Despite never being involved in illegal activity Raft was once banned from entering the United Kingdom because of his criminal associations. There is some suggestion that he used his relationship with organized crime figures to protect his friends, allegedly stopping planned assassinations of James Cagney and Gary Cooper when they angered Mafia figures.
Billy Wilder considered Raft ‘the bottom of the barrel’ as an actor but still offered him one of his best onscreen roles as Chicago mob boss ‘Spats’ Columbo in Some Like it Hot.
Lana Turner was widely known as a big star with a very messy personal life. She married seven times, and she was rumored to have had affairs with many of Hollywood's leading men.
Easily the messiest of her relationships with the one with mobster Johnny Stompanato who had ties to mob boss Mickey Cohen and was both violent and unpredictable. When Turner tried to end the affair due to his possessiveness and outbursts of anger, Stompanato threatened her with a razor. She was warned that she would face reprisals from the mob if anything ever happened to him.
On April 4, 1958. Stompanato and Turner got into a loud, violent argument that ended with Stompanato's stabbing death. Turner testified that her daughter, Cheryl Crane (who was 14 at the time), had rushed into the room to stab Stompanato in order to protect her, with the killing being ruled as a justifiable homicide.

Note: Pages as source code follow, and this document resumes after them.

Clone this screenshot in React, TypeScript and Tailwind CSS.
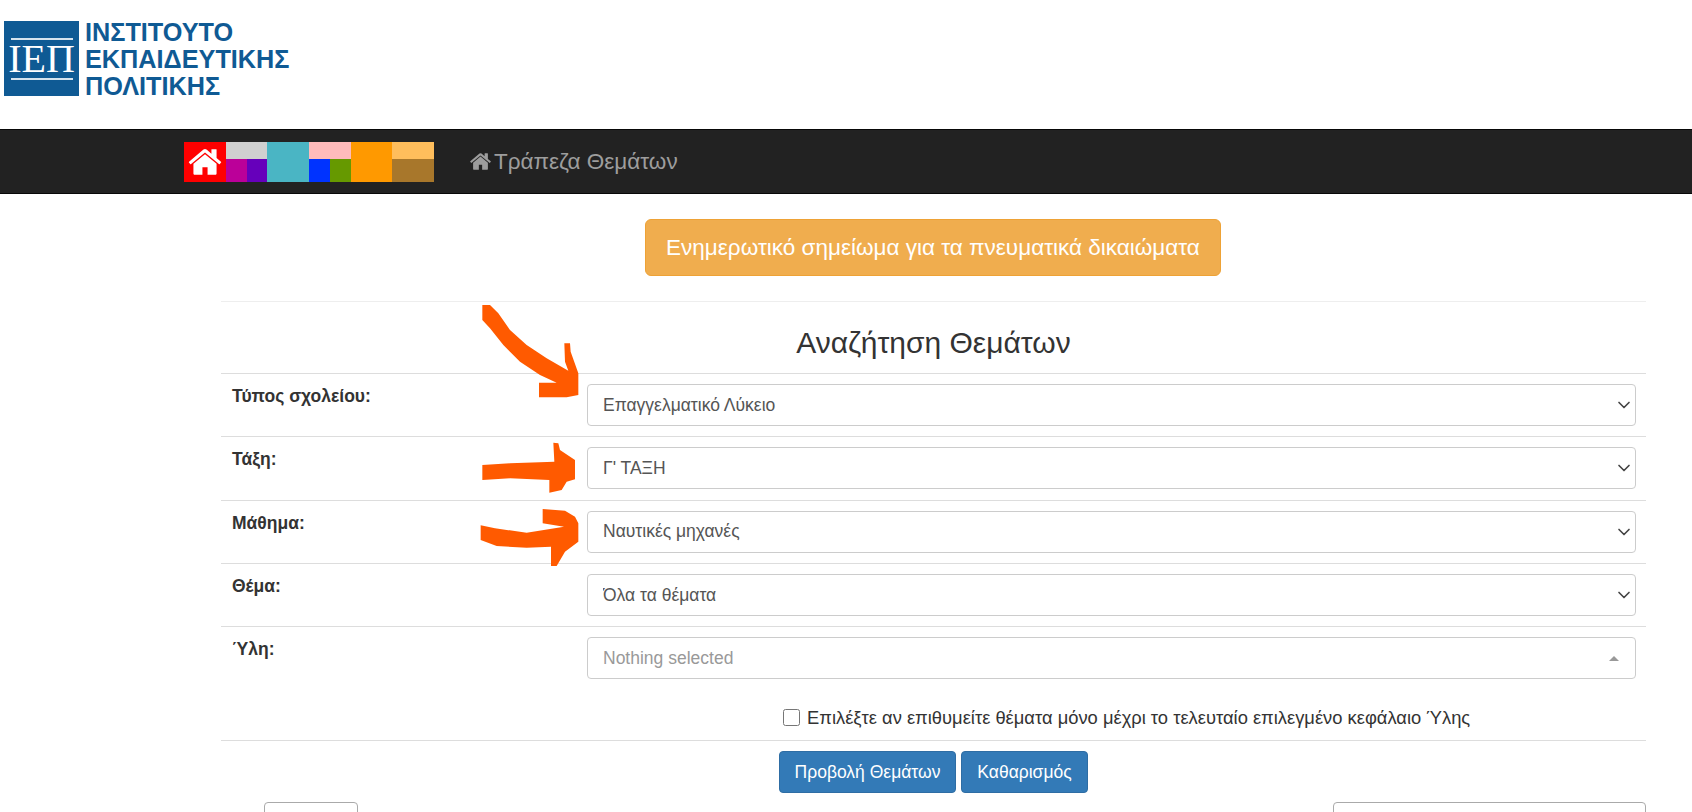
import { ChevronDown } from 'lucide-react';

const sans = 'font-["Liberation_Sans",Arial,sans-serif]';

const rows = [
  { label: 'Τύπος σχολείου:', value: 'Επαγγελματικό Λύκειο' },
  { label: 'Τάξη:', value: "Γ' ΤΑΞΗ" },
  { label: 'Μάθημα:', value: 'Ναυτικές μηχανές' },
  { label: 'Θέμα:', value: 'Όλα τα θέματα' },
];

// font-awesome 4 style house, the v5 one in react-icons has a different roof
function HomeIcon({ className }: { className: string }) {
  return (
    <svg className={className} viewBox="0 0 1792 1792" fill="currentColor">
      <path d="M1472 992v480q0 26-19 45t-45 19h-384v-384h-256v384h-384q-26 0-45-19t-19-45v-480q0-1 .5-3t.5-3l575-474 575 474q1 2 1 6zm223-69l-62 74q-8 9-21 11h-3q-13 0-21-7l-692-577-692 577q-12 8-24 7-13-2-21-11l-62-74q-8-10-7-23.5t11-21.5l719-599q32-26 76-26t76 26l244 204v-195q0-14 9-23t23-9h192q14 0 23 9t9 23v408l219 182q10 8 11 21.5t-7 23.5z" />
    </svg>
  );
}

function Logo() {
  return (
    <div className="flex items-start gap-[6px]">
      <div className="w-[75px] h-[75px] bg-[#0f5a94] flex items-center justify-center">
        <div className="w-[62px] border-y-2 border-[#d5e3ee] h-[42px] flex items-center justify-center">
          <span className='font-["Liberation_Serif",serif] text-white text-[40px] leading-none'>ΙΕΠ</span>
        </div>
      </div>
      <div className="text-[#0f5a94] font-bold text-[25.25px] leading-[27px] -mt-[2px]">
        <div>ΙΝΣΤΙΤΟΥΤΟ</div>
        <div>ΕΚΠΑΙΔΕΥΤΙΚΗΣ</div>
        <div>ΠΟΛΙΤΙΚΗΣ</div>
      </div>
    </div>
  );
}

function ColorStrip() {
  return (
    <div className="flex w-[250px] h-[40px] shrink-0">
      <div className="flex-1 bg-[#ff0000] flex items-center justify-center">
        <HomeIcon className="text-white w-[36px] h-[36px]" />
      </div>
      <div className="flex-1 flex flex-col">
        <div className="h-[17px] bg-[#d0d0d0]" />
        <div className="flex flex-1">
          <div className="flex-1 bg-[#bb0099]" />
          <div className="flex-1 bg-[#6600bb]" />
        </div>
      </div>
      <div className="flex-1 bg-[#4ab5c4]" />
      <div className="flex-1 flex flex-col">
        <div className="h-[17px] bg-[#ffbbbb]" />
        <div className="flex flex-1">
          <div className="flex-1 bg-[#0033ff]" />
          <div className="flex-1 bg-[#669900]" />
        </div>
      </div>
      <div className="flex-1 bg-[#ff9900]" />
      <div className="flex-1 flex flex-col">
        <div className="h-[17px] bg-[#ffbe5c]" />
        <div className="flex-1 bg-[#a8772b]" />
      </div>
    </div>
  );
}

function Arrows() {
  return (
    <svg className="absolute left-[440px] top-[290px]" width="220" height="300" viewBox="0 0 660 900" fill="#ff5a00">
      <path d="M127 45 L150 45 L175 70 L210 120 L260 165 L320 205 L385 242 L375 215 L373 160 L390 160 L392 185 L415 250 L415 315 L380 322 L297 322 L297 278 L350 278 L300 255 L240 215 L190 165 L150 115 L127 90 Z" />
      <path d="M127 525 L210 520 L343 515 L340 458 L355 460 L360 480 L405 510 L405 568 L380 575 L365 600 L328 608 L328 570 L210 565 L127 570 Z" />
      <path d="M122 706 L165 715 L260 728 L372 710 L308 700 L308 657 L375 662 L405 680 L415 700 L415 755 L375 785 L350 828 L333 828 L333 770 L260 773 L170 768 L122 750 Z" />
    </svg>
  );
}

export default function App() {
  return (
    <div className={`relative h-[812px] overflow-hidden bg-white text-[#333] text-[17.5px] ${sans}`}>
      <header className="h-[129px] pl-1 pt-[21px]">
        <Logo />
      </header>

      <nav className="h-[65px] bg-[#222] border-y border-[#080808] pl-[184px] flex items-center gap-[35px]">
        <ColorStrip />
        <a className="flex items-center text-[#9d9d9d] text-[22.5px]">
          <HomeIcon className="w-[23px] h-[23px] mr-[2px]" />
          Τράπεζα Θεμάτων
        </a>
      </nav>

      <main className="ml-[221px] w-[1425px]">
        <div className="flex justify-center pt-[25px] pb-[25px] border-b border-[#eee]">
          <button className="h-[57px] w-[576px] -ml-[1px] bg-[#f0ad4e] border border-[#eea236] rounded-[6px] text-white text-[22.5px]">
            Ενημερωτικό σημείωμα για τα πνευματικά δικαιώματα
          </button>
        </div>

        <h3 className="h-[71px] pt-[20px] text-center text-[30px] leading-[42px]">Αναζήτηση Θεμάτων</h3>

        {rows.map((row) => (
          <div key={row.label} className="h-[63.25px] border-t border-[#ddd] pt-[10px] pl-[11px] pr-[10px] flex">
            <label className="w-[355px] font-bold -mt-[1px]">{row.label}</label>
            <div className="relative flex-1 h-[42px]">
              <select
                defaultValue={row.value}
                className="w-full h-full appearance-none border border-[#ccc] rounded-[4px] bg-white text-[#555] pl-[15px] pr-[30px]"
              >
                <option>{row.value}</option>
              </select>
              <ChevronDown className="absolute right-[2px] top-[11px] w-[20px] h-[20px] text-[#444] pointer-events-none" />
            </div>
          </div>
        ))}

        <div className="h-[63.25px] border-t border-[#ddd] pt-[10px] pl-[11px] pr-[10px] flex">
          <label className="w-[355px] font-bold -mt-[1px]">Ύλη:</label>
          <div className="flex-1 h-[42px] border border-[#ccc] rounded-[4px] bg-white text-[#999] pl-[15px] pr-[16px] flex items-center justify-between">
            <span>Nothing selected</span>
            <span className="w-0 h-0 border-x-[5px] border-x-transparent border-b-[5px] border-b-[#999]" />
          </div>
        </div>

        <div className="h-[51px] pl-[562px] flex items-start gap-[7px] pt-[20px]">
          <input type="checkbox" className="w-[17px] h-[17px] m-0 shrink-0" />
          <span className="leading-[17px] text-[18.35px]">Επιλέξτε αν επιθυμείτε θέματα μόνο μέχρι το τελευταίο επιλεγμένο κεφάλαιο Ύλης</span>
        </div>

        <div className="border-t border-[#ddd] pt-[10px] flex justify-center gap-[5px]">
          <button className="h-[42px] w-[177px] bg-[#337ab7] border border-[#2e6da4] rounded-[4px] text-white">Προβολή Θεμάτων</button>
          <button className="h-[42px] w-[127px] bg-[#337ab7] border border-[#2e6da4] rounded-[4px] text-white">Καθαρισμός</button>
        </div>

        <div className="mt-[9px] flex justify-between pl-[43px]">
          <div className="w-[94px] h-[42px] border border-[#aaa] rounded-[4px]" />
          <div className="w-[313px] h-[42px] border border-[#aaa] rounded-[4px]" />
        </div>
      </main>

      <Arrows />
    </div>
  );
}
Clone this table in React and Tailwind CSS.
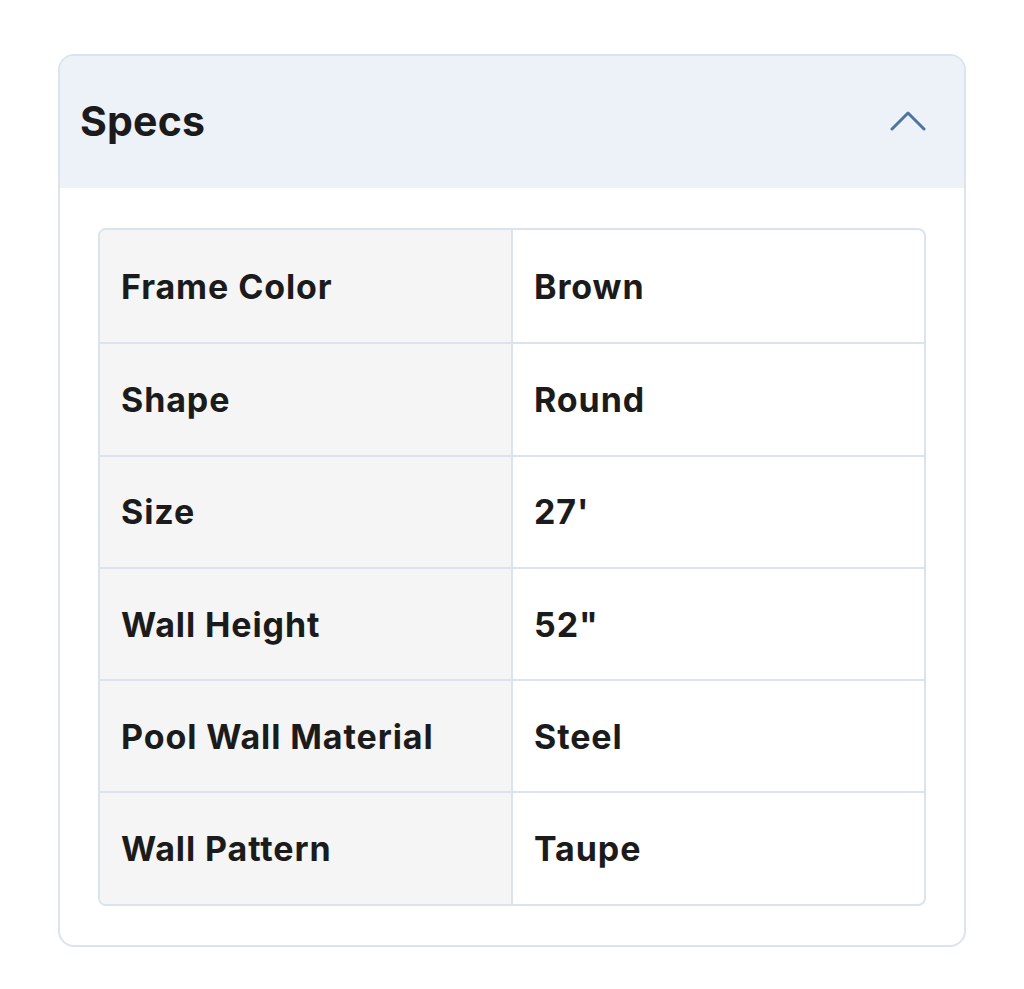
const specs = [
  ["Frame Color", "Brown"],
  ["Shape", "Round"],
  ["Size", "27'"],
  ["Wall Height", '52"'],
  ["Pool Wall Material", "Steel"],
  ["Wall Pattern", "Taupe"],
];

export default function App() {
  return (
    <div className="min-h-screen w-full bg-white pt-[54px] pl-[58px]" style={{ fontFamily: "Inter, 'Noto Sans', sans-serif" }}>
      <div className="w-[908px] rounded-[16px] border-2 border-[#dae3ee] overflow-hidden">
        <div className="h-[132px] bg-[#edf1f8] flex items-center justify-between pl-[20px] pr-[38px]">
          <h2 className="text-[41px] font-bold text-[#1b1b1b] tracking-[0.2px]">Specs</h2>
          <svg width="36" height="22" viewBox="0 0 36 22" fill="none" className="mt-[-2px]">
            <polyline points="2,19 18,3 34,19" stroke="#4d73a0" strokeWidth="3" strokeLinecap="round" strokeLinejoin="round" />
          </svg>
        </div>
        <div className="px-[38px] pt-[40px] pb-[39px]">
          <div className="rounded-[8px] border-2 border-[#dae3ee] overflow-hidden">
            {specs.map(([label, value], i) => (
              <div key={label} className={`flex h-[112.3px] ${i > 0 ? "border-t-2 border-[#dae3ee]" : ""}`}>
                <div className="w-[413px] bg-[#f5f5f5] border-r-2 border-[#dae3ee] flex items-center pl-[21px] text-[34px] font-bold tracking-[0.9px] text-[#1b1b1b]">
                  {label}
                </div>
                <div className="flex-1 flex items-center pl-[21px] text-[34px] font-bold tracking-[0.9px] text-[#1b1b1b]">
                  {value}
                </div>
              </div>
            ))}
          </div>
        </div>
      </div>
    </div>
  );
}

While there were rumours that Turner was the killer, and that Cheryl was in love with the older man, and the death was the result of a twisted love triangle Crane admitted to the stabbing in her published 1988 memoir Detour: A Hollywood Story. In the book she also revealed that she had come out to her parents as a lesbian when she was 13, a year before the stabbing.
Lots of marriages hit the rocks, and relationships with the Mob are no different.